Sweden, which has made rear-facing seats mandatory for children under four years of age, has the lowest child mortality rate from road collisions between 2005 and 2007.

However, Brian Farrell of the Road Safety Authority said the main concern in Ireland was the number of parents not strapping their children into cars at all and the large number who use safety seats incorrectly.

“What we suggest is that you should be rearward facing up until at least a year. Beyond that you can be forward facing,” said Mr Farrell. “The child’s neck hasn’t developed enough to avoid a whiplash situation, and that’s why you have children going rearward facing.
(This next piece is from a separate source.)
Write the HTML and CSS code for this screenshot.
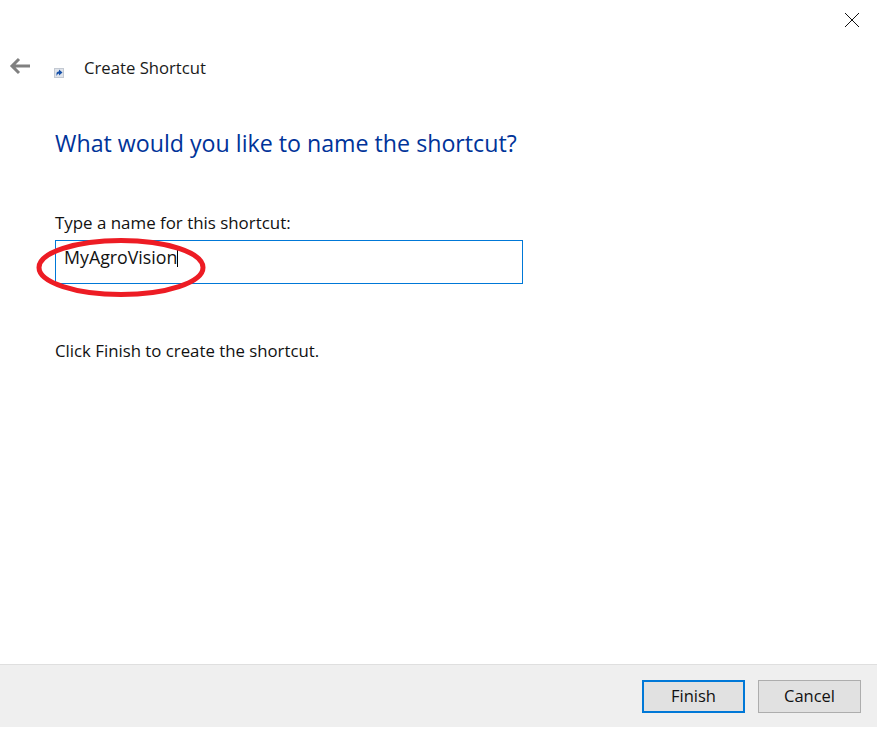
FILE: index.html
```html
<!DOCTYPE html>
<html lang="en">
<head>
<meta charset="utf-8">
<title>Create Shortcut</title>
<link rel="stylesheet" href="styles.css">
</head>
<body>
<div class="dialog">
  <div class="close-row">
    <svg class="close" width="16" height="16" viewBox="0 0 16 16"><path d="M1 1L15 15M15 1L1 15" stroke="#111" stroke-width="1" fill="none"/></svg>
  </div>
  <div class="titlebar">
    <svg class="back" width="22" height="18" viewBox="0 0 22 18"><path d="M10 2L3 9L10 16M3 9H21" stroke="#808080" stroke-width="3" fill="none"/></svg>
    <svg class="app-icon" width="10" height="10" viewBox="0 0 10 10"><rect x="0" y="0" width="10" height="10" fill="#dfe3ea"/><rect x="0.5" y="0.5" width="9" height="9" fill="none" stroke="#c3c9d2"/><path d="M2.5 8V5.5C2.5 4 4 3.5 5 3.5V1.5L8.5 4.5L5 7.5V5.5C4.2 5.5 3.5 6.2 2.5 8Z" fill="#1550a8"/></svg>
    <span class="title">Create Shortcut</span>
  </div>
  <main class="content">
    <h1 class="heading">What would you like to name the shortcut?</h1>
    <label class="field-label">Type a name for this shortcut:</label>
    <div class="input">MyAgroVision<span class="caret"></span></div>
    <p class="hint">Click Finish to create the shortcut.</p>
  </main>
  <footer class="footer">
    <div class="btn btn-primary">Finish</div>
    <div class="btn">Cancel</div>
  </footer>
  <svg class="circle" width="174" height="64" viewBox="0 0 174 64"><ellipse cx="87" cy="32.5" rx="82" ry="27" fill="none" stroke="#ed1c24" stroke-width="5"/></svg>
</div>
</body>
</html>
```
FILE: styles.css
```css
* { box-sizing: border-box; }
html, body { margin: 0; padding: 0; background: #fff; }
body { font-family: "Open Sans", "Noto Sans", "Liberation Sans", sans-serif; color: #111; }
.dialog { position: relative; width: 877px; height: 739px; display: flex; flex-direction: column; }
.close-row { height: 52px; padding: 12px 0 0 844px; }
.close { display: block; }
.titlebar { height: 32px; display: flex; align-items: center; padding-left: 9px; }
.back { margin-top: -4px; }
.app-icon { margin: 10px 0 0 23px; }
.title { margin: -2px 0 0 20px; font-size: 16.7px; color: #1a1a1a; }
.content { flex: 1; padding: 43px 0 0 55px; }
.heading { margin: 0; font-size: 23.2px; font-weight: 400; line-height: 32px; color: #003399; }
.field-label { display: block; margin-top: 53px; font-size: 16.9px; line-height: 22px; }
.input { width: 468px; height: 44px; margin-top: 6px; border: 1px solid #0078d7; padding: 0 0 10px 8px; display: flex; align-items: center; font-size: 17.8px; }
.caret { width: 1px; height: 20px; background: #000; }
.hint { margin: 56px 0 0; font-size: 16.8px; line-height: 22px; }
.footer { height: 63px; margin-bottom: 12px; background: #efefef; border-top: 1px solid #dfdfdf; display: flex; justify-content: flex-end; align-items: center; gap: 13px; padding: 0 16px 0 0; }
.btn { width: 103px; height: 33px; padding-bottom: 2px; background: #e1e1e1; border: 1px solid #adadad; display: flex; align-items: center; justify-content: center; font-size: 16.5px; }
.btn-primary { border: 2px solid #0078d7; }
.circle { position: absolute; left: 34px; top: 235px; }
```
“The next message I’d be giving out is not that children should be rearward facing until four years of age but that you invest in a child car seat that has good side wings to protect the head in case of a side impact, because that is the greatest risk a child faces if they are involved in a crash on the roads in a car.

Mr Farrell also said Isofix fittings for child car seats, while more expensive, were the safest option. These allow seats to be attached to hooks that are directly connected to the car’s chassis. Most post-2002 made cars are fitted with Isofix connections.

“We have an 80 per cent misuse rate on child car seats in this country, with 60 per serious installation errors. So they’ll provide little or no protection in the event of a crash.”

He said the ETSC suggestion of forcing those aged four and under to remain in rear-facing seats was “not necessarily over the top, but we have some really key things to get right first.

“If we could get parents keeping their children rearward facing until they’re at least one year of age we’d being doing well. If they were belting them in properly and using the right car seats . . . we would be doing really really well. So I think we have some basic things to get right first before I think we can start talking about this.”

Mr Farrell pointed out seven children under the age of 10 died on Irish roads last year, compared to six in 2007.